Aunque parezca mentira, la grave crisis de refugiados que estamos
viviendo ahora, la terrible amenaza del terrorismo yihadista que nos persigue
como una sombra perniciosa, el caos general que se vive en el Magreb y Oriente
Próximo no son fenómenos recientes ni son el resultado de acontecimientos
inesperados.
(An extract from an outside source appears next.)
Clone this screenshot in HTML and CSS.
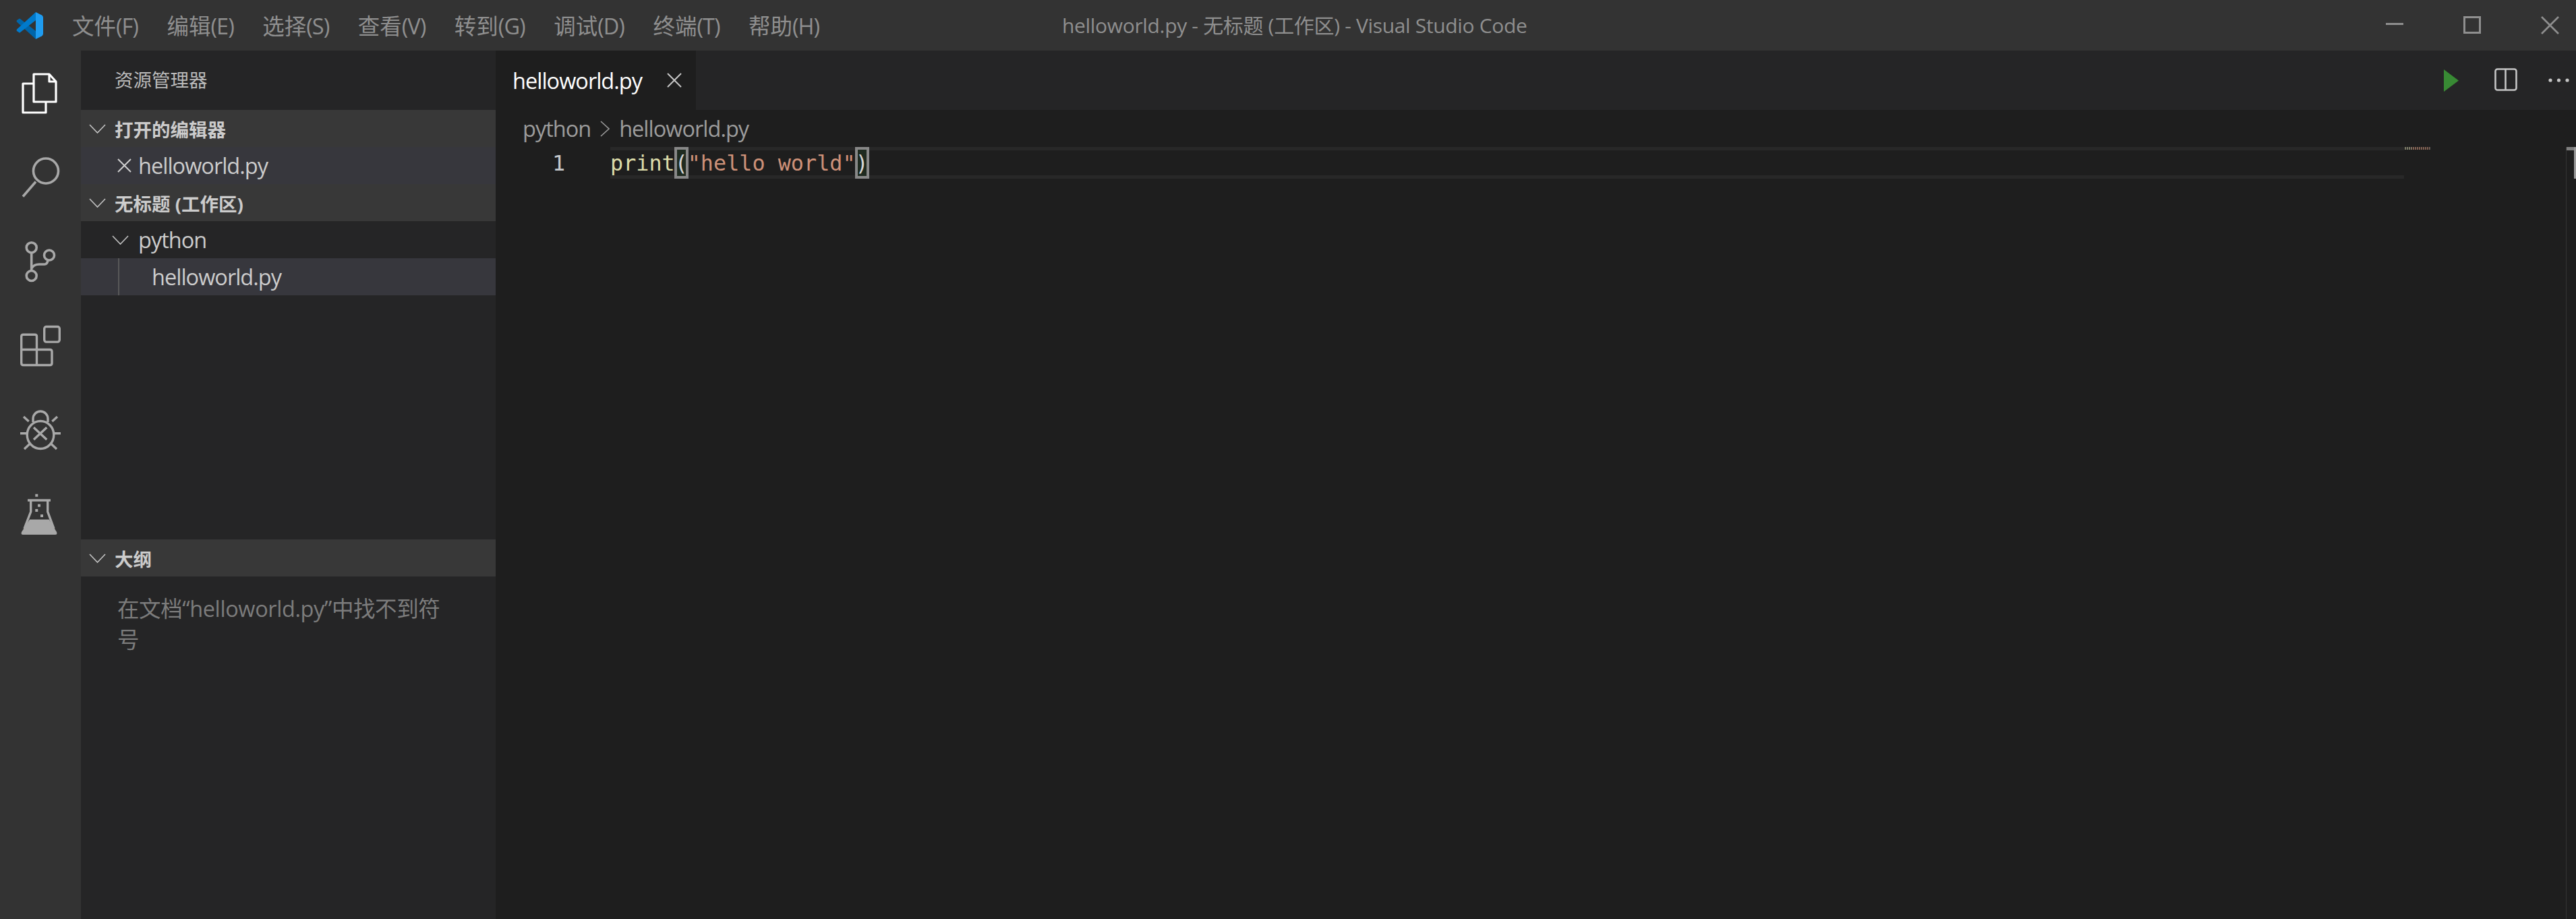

El colapso de la distribución del territorio que el Imperio
Otomano controlaba en la región del norte de África, Mesopotamia y la Península
Arábiga, realizada por británicos y franceses, antes incluso de que hubiera
rematado la Primera Guerra Mundial con el Acuerdo
Sykes – Picot de 1916, sancionado después con el Tratado de Sèvres de
1920 y el Tratado de
Lausana de 1923, fue la consecuencia de la creación de una
estructura de países que poco o nada respectaban las realidades poblacionales
que las habitaban y el establecimiento de gobiernos autoritarios. La escisión
del Líbano para crear un estado fundamentalmente cristiano con una gran
extensión de costa en el Mediterráneo Oriental y la creación de Palestina,
Transjordania, Iraq y Siria respondieron a intereses económicos, políticos y
fundamentalmente estratégicos de las potencias europeas.